Data for this task:
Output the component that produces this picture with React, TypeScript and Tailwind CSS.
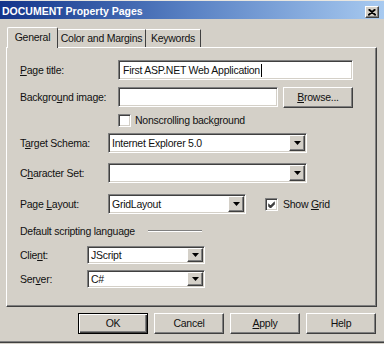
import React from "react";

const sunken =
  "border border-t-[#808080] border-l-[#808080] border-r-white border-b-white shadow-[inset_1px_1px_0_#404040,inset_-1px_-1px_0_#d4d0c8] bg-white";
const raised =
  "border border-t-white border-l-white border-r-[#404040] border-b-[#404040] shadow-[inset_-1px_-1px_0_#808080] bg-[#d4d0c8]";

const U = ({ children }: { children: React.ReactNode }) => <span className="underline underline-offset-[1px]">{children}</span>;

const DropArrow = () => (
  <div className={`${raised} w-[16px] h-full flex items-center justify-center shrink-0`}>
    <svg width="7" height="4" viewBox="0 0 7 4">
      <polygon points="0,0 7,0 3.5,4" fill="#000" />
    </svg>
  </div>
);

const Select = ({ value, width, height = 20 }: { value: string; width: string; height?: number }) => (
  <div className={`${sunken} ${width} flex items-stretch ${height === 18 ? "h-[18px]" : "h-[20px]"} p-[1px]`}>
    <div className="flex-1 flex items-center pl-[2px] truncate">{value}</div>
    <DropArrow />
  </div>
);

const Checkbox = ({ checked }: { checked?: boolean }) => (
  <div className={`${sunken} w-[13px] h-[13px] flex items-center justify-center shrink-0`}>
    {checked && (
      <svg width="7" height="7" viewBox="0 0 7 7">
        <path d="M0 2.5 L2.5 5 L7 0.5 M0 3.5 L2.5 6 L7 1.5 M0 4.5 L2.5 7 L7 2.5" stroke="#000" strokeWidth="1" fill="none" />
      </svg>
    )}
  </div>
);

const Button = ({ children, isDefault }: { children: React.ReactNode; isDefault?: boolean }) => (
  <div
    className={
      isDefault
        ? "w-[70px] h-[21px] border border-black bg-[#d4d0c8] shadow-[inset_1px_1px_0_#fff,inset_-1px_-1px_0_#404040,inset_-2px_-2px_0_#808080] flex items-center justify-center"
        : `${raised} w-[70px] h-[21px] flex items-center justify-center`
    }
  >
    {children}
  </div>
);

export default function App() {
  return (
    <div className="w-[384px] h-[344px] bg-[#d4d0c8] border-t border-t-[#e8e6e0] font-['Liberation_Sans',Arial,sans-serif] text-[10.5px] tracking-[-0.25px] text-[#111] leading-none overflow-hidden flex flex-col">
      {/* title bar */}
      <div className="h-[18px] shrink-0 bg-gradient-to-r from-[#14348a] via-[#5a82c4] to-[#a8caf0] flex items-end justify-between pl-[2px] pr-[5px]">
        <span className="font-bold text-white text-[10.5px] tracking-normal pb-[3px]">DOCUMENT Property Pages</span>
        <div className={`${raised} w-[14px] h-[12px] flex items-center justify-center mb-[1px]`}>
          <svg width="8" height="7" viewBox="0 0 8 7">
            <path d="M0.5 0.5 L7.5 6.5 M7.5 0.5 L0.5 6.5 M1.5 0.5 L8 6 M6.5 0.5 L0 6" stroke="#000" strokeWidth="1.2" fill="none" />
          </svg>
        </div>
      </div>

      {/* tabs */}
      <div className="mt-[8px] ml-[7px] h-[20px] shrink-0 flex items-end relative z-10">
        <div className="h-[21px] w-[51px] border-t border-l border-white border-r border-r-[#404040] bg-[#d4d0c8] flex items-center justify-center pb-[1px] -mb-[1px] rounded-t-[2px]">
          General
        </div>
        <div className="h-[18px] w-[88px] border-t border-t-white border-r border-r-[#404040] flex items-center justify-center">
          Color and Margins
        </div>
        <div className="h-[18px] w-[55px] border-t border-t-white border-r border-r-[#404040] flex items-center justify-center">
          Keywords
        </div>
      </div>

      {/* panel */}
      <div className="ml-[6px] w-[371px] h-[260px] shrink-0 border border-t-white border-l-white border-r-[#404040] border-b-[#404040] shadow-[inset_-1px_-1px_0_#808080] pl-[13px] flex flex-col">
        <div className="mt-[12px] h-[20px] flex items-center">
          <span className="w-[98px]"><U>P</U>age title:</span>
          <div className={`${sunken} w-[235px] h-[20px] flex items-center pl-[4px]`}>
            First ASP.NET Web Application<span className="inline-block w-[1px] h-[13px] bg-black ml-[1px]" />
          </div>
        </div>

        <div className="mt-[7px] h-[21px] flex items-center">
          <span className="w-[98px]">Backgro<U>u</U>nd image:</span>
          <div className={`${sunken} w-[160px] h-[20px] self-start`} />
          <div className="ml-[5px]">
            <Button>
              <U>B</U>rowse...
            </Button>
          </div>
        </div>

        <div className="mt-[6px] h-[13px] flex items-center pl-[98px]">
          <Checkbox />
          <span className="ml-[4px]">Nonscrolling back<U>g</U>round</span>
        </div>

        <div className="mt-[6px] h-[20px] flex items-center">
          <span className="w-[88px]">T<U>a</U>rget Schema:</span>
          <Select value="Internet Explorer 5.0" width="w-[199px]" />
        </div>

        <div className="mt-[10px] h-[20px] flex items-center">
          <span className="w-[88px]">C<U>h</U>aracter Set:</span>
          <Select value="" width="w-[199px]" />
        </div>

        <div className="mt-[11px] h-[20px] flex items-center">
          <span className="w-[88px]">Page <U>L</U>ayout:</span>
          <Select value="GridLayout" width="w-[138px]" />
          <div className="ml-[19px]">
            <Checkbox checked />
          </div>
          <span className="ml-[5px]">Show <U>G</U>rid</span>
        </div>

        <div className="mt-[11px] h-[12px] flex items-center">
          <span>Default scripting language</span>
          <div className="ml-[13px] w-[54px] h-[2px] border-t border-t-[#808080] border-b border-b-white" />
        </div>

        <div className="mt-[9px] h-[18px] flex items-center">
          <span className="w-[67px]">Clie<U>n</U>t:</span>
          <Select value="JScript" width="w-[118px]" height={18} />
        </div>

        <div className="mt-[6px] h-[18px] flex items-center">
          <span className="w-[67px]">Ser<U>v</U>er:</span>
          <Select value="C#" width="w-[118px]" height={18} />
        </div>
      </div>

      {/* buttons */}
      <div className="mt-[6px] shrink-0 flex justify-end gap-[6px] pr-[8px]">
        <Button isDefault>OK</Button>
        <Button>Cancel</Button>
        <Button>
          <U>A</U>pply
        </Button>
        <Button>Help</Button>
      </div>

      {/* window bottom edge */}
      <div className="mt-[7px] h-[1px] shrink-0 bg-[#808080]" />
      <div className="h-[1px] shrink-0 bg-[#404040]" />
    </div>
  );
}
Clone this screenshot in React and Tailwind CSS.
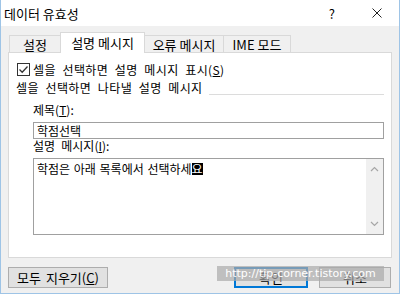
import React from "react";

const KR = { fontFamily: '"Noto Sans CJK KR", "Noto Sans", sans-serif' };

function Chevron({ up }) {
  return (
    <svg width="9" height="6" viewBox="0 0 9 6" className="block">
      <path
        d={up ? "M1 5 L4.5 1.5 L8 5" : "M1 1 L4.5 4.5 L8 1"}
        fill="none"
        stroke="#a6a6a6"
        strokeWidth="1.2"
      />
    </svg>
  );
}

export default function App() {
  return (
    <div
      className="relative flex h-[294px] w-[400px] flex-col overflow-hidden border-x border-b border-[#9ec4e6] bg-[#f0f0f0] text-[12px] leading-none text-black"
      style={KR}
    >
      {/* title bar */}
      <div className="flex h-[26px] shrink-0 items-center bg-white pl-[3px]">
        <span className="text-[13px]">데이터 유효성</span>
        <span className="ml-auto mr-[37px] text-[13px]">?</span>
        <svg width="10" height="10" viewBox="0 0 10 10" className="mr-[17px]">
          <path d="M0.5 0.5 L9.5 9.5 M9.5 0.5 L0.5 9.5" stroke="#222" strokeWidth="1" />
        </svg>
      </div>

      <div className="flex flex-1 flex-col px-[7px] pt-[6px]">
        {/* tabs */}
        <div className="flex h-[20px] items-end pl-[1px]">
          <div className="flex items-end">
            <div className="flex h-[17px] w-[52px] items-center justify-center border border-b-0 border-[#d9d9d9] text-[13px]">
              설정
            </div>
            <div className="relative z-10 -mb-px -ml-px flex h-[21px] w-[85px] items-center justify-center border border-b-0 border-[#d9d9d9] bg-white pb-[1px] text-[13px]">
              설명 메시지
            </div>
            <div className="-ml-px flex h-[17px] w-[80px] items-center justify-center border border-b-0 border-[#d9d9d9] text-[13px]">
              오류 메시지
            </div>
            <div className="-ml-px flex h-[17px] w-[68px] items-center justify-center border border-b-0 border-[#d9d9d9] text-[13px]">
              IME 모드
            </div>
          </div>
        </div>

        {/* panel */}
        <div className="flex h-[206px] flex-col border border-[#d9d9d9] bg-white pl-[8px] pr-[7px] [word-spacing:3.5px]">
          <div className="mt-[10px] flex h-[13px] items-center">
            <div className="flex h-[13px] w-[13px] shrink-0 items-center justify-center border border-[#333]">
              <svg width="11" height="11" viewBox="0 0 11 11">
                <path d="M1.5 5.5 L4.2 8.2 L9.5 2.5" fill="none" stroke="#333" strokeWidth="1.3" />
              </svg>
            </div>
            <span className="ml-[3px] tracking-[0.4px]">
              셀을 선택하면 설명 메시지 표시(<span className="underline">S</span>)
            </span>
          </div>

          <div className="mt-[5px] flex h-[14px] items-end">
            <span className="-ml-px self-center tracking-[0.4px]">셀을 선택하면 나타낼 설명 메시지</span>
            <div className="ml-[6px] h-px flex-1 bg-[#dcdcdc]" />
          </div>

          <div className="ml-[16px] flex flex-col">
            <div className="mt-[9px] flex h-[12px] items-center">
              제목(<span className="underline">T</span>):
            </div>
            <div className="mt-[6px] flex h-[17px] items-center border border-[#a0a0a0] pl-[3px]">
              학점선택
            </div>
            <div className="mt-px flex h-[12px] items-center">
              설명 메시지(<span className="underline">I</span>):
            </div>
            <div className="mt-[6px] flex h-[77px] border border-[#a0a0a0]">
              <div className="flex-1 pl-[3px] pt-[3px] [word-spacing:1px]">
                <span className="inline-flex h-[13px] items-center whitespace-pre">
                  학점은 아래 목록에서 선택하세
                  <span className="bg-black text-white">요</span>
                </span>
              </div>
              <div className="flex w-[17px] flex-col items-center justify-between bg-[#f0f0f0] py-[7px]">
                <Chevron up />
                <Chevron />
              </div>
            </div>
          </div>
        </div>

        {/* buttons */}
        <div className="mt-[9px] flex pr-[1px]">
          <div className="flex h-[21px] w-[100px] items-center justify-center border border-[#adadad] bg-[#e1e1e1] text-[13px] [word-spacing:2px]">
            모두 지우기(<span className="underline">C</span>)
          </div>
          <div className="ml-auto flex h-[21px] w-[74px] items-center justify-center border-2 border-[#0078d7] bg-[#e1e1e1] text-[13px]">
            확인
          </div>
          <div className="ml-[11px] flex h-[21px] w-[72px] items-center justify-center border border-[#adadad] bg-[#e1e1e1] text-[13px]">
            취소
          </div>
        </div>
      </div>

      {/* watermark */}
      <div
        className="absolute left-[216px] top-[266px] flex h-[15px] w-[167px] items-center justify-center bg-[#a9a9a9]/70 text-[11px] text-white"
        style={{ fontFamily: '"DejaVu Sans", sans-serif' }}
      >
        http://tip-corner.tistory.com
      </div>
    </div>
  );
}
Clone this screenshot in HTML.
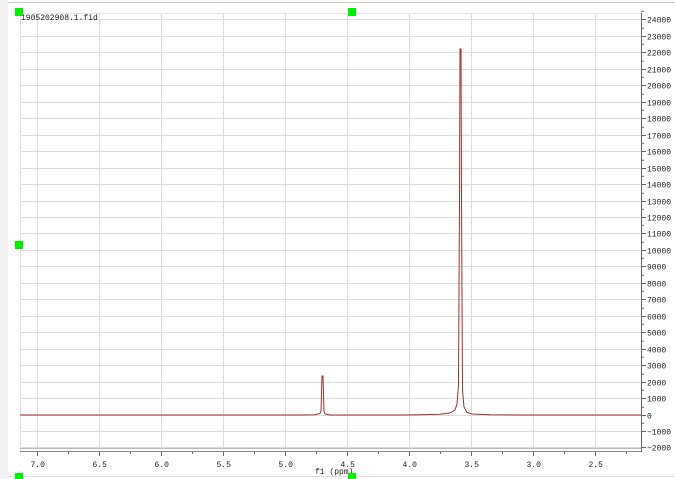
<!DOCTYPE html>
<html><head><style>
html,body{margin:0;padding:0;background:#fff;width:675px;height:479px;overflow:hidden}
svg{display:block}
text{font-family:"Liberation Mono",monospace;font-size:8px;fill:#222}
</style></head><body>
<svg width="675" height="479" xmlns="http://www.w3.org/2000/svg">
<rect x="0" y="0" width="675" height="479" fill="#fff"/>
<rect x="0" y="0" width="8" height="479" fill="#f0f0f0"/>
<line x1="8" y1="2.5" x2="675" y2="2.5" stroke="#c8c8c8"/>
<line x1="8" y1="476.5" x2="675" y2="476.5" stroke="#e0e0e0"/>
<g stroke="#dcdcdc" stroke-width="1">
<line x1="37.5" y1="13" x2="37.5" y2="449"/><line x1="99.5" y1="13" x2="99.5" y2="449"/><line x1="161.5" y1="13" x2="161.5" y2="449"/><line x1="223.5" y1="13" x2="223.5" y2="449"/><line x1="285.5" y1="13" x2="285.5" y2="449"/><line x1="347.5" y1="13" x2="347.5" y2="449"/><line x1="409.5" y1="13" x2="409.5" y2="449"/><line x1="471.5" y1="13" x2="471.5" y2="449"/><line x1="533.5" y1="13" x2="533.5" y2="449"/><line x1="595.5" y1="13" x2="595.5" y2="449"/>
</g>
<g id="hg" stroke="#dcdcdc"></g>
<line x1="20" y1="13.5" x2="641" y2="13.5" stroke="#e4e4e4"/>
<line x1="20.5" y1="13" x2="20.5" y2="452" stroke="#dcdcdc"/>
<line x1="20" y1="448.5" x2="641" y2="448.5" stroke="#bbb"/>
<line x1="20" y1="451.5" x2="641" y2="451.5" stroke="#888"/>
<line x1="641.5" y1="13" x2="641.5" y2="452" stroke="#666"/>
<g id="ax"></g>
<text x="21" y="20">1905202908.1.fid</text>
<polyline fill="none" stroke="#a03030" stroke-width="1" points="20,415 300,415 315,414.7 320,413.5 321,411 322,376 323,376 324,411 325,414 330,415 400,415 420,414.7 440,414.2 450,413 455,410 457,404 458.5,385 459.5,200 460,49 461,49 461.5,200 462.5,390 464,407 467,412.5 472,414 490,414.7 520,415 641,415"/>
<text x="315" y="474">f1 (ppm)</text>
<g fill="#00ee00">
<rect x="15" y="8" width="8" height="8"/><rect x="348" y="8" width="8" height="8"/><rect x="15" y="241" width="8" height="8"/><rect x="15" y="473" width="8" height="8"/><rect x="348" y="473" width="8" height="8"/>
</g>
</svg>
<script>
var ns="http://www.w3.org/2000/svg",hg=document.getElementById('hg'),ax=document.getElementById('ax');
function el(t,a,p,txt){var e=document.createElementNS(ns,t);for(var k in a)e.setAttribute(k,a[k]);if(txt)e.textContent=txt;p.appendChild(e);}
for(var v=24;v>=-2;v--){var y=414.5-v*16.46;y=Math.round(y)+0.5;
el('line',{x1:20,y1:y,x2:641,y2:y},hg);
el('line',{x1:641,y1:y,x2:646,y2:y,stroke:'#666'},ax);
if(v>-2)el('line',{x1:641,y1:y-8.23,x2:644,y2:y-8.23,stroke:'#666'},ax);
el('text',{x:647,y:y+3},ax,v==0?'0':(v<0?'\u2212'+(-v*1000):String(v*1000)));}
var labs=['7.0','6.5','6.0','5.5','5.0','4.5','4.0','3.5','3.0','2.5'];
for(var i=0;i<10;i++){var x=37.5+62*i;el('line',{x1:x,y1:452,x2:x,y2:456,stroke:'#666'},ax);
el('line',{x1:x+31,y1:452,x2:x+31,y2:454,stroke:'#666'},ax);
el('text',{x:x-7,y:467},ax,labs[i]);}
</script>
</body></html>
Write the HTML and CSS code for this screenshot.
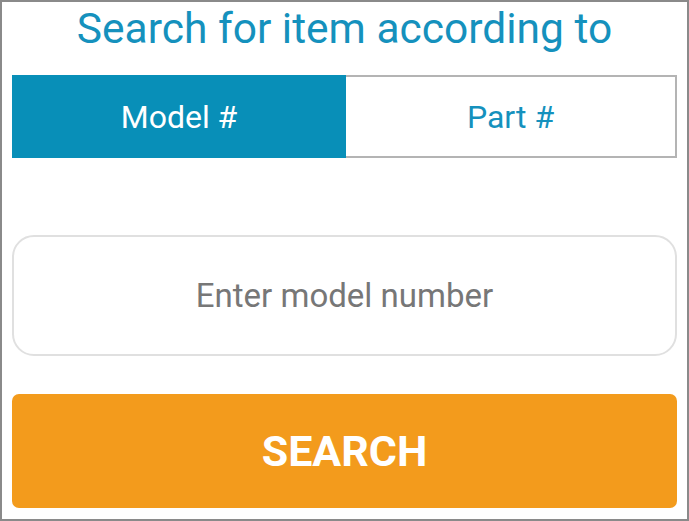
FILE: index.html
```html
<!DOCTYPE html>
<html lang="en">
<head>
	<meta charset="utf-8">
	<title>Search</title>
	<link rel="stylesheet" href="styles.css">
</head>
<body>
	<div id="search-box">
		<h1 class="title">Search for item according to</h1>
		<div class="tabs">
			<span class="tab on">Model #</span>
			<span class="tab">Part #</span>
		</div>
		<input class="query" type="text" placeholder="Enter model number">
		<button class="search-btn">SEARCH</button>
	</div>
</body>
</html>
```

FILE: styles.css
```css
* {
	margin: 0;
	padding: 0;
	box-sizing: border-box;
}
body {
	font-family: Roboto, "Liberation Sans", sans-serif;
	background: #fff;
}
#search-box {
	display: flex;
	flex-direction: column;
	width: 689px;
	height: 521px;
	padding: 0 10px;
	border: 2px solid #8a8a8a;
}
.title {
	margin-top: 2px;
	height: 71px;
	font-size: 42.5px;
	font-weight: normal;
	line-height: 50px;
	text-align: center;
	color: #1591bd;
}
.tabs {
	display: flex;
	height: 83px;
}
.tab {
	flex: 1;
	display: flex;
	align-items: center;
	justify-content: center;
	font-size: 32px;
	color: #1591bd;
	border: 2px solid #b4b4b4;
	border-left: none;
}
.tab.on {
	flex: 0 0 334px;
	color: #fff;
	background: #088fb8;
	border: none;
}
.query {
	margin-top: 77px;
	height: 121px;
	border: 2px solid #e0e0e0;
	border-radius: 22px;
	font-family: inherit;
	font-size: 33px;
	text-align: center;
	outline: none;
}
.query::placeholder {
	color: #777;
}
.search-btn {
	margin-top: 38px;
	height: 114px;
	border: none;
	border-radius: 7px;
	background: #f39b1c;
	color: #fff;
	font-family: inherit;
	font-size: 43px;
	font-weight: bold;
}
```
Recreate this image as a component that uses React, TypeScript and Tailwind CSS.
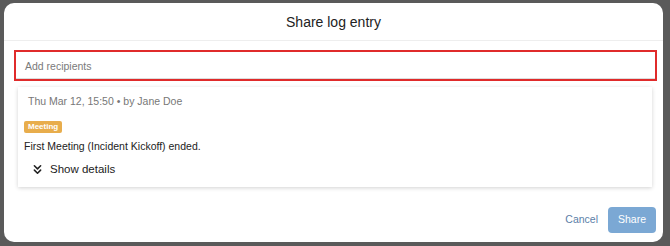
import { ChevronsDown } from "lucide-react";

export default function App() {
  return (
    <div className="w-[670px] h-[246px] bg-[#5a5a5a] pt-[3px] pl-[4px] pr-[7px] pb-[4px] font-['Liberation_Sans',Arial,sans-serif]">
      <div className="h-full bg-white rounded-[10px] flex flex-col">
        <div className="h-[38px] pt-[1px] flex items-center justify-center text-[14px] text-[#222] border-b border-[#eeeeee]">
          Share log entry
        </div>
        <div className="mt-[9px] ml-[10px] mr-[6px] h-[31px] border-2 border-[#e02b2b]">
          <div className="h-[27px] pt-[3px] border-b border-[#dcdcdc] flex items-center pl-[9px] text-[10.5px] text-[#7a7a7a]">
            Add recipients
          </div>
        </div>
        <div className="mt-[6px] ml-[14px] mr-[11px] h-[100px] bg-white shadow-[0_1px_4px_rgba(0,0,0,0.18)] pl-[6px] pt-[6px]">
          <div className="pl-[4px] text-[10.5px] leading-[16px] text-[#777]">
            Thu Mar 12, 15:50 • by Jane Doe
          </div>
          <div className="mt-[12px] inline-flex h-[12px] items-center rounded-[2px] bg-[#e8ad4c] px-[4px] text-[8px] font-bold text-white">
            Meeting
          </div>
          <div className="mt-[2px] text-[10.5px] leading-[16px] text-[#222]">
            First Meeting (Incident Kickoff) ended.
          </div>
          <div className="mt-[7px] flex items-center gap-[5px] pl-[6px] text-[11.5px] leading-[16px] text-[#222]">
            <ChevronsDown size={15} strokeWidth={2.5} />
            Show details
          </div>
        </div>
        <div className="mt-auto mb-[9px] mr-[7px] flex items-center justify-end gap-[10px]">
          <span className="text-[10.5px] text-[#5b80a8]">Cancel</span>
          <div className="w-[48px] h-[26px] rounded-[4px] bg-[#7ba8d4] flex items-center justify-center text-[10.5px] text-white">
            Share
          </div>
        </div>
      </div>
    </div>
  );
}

Aim of the exercise: Take the line that contains "Recreate this image" and every line after it up to the end of the records above, and restate them exactly, without the pictures.

Result of the task:
Recreate this image as a component that uses React, TypeScript and Tailwind CSS.
import { ChevronsDown } from "lucide-react";

export default function App() {
  return (
    <div className="w-[670px] h-[246px] bg-[#5a5a5a] pt-[3px] pl-[4px] pr-[7px] pb-[4px] font-['Liberation_Sans',Arial,sans-serif]">
      <div className="h-full bg-white rounded-[10px] flex flex-col">
        <div className="h-[38px] pt-[1px] flex items-center justify-center text-[14px] text-[#222] border-b border-[#eeeeee]">
          Share log entry
        </div>
        <div className="mt-[9px] ml-[10px] mr-[6px] h-[31px] border-2 border-[#e02b2b]">
          <div className="h-[27px] pt-[3px] border-b border-[#dcdcdc] flex items-center pl-[9px] text-[10.5px] text-[#7a7a7a]">
            Add recipients
          </div>
        </div>
        <div className="mt-[6px] ml-[14px] mr-[11px] h-[100px] bg-white shadow-[0_1px_4px_rgba(0,0,0,0.18)] pl-[6px] pt-[6px]">
          <div className="pl-[4px] text-[10.5px] leading-[16px] text-[#777]">
            Thu Mar 12, 15:50 • by Jane Doe
          </div>
          <div className="mt-[12px] inline-flex h-[12px] items-center rounded-[2px] bg-[#e8ad4c] px-[4px] text-[8px] font-bold text-white">
            Meeting
          </div>
          <div className="mt-[2px] text-[10.5px] leading-[16px] text-[#222]">
            First Meeting (Incident Kickoff) ended.
          </div>
          <div className="mt-[7px] flex items-center gap-[5px] pl-[6px] text-[11.5px] leading-[16px] text-[#222]">
            <ChevronsDown size={15} strokeWidth={2.5} />
            Show details
          </div>
        </div>
        <div className="mt-auto mb-[9px] mr-[7px] flex items-center justify-end gap-[10px]">
          <span className="text-[10.5px] text-[#5b80a8]">Cancel</span>
          <div className="w-[48px] h-[26px] rounded-[4px] bg-[#7ba8d4] flex items-center justify-center text-[10.5px] text-white">
            Share
          </div>
        </div>
      </div>
    </div>
  );
}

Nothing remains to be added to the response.